The BCG-Meta report claims brands which have invested in incremental measurement have seen a 50-60% growth in sales, 15-25% increase in gross margins and 35-40% higher ad performance. Globally companies such as Airbnb, AT&T, Diageo, Domino’s, Netflix and PepsiCo, which have unlocked significant value by thinking incrementally. In India, however, the number is far and few.
Platform Agnostic
In order to allocate the right investment to the right kind of platform, it is important to be part of a measurement system which is platform agnostic. “What do you need is a true measurement platform which is agonistic of everything else, it should be able to cover the entire customer journey,” says Vyshak Venugopalan, principal solution consultant, Adobe India.

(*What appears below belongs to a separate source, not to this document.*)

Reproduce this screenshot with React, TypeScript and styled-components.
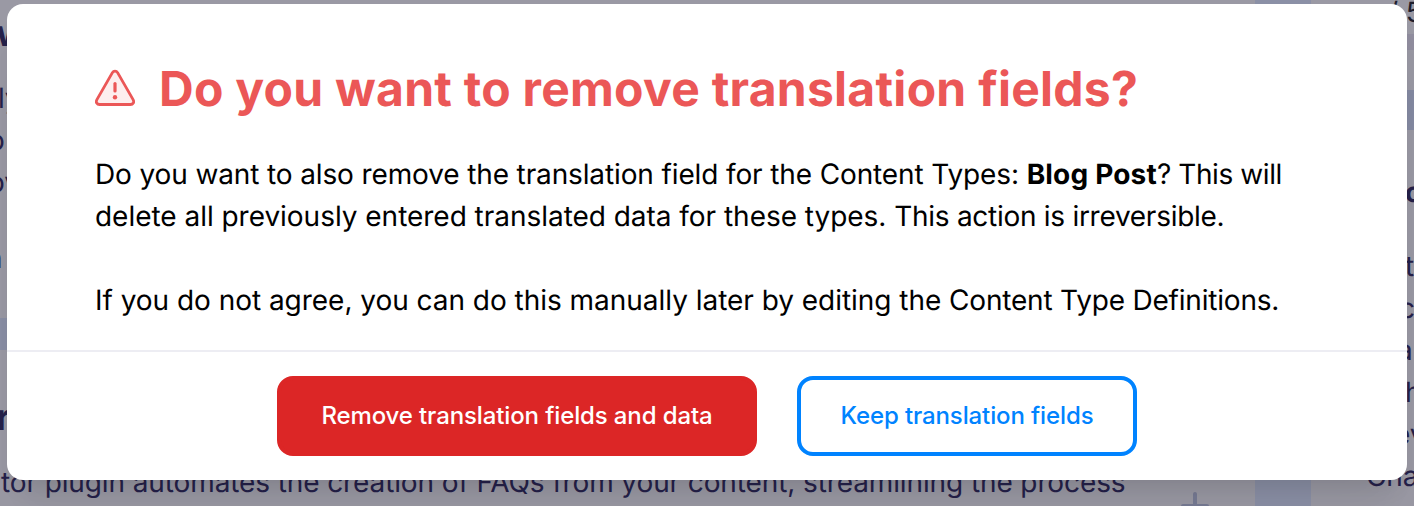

So, why is it taking so long for a standardised digital tool to be introduced? Digital measurement, says Aggarwal of AdYogi, is extremely complex. “The point-of-sale system of the retailer doesn’t talk to Facebook or Google. The challenge of a common measurement tool is the journey between showing ads to the path of conversion to actual conversion — all of these happen in different ecosystems. For the common measurement tool to be effective it has to integrate the online platforms, the POS machine at the store, as well as the excel sheets that the brand is maintaining.”
Several organisations are creating measurement tools in-house as they believe that external measurement firms aren’t giving them the complete picture. “We have a method of attributing every transaction that takes place, whether it is organic or inorganic,” says Ambareesh Murty, co-founder and CEO, Pepperfry.
According to Nielsen’s Jha, with the world going more and more digital, ensuring that the right money is spent on the right channel is critical.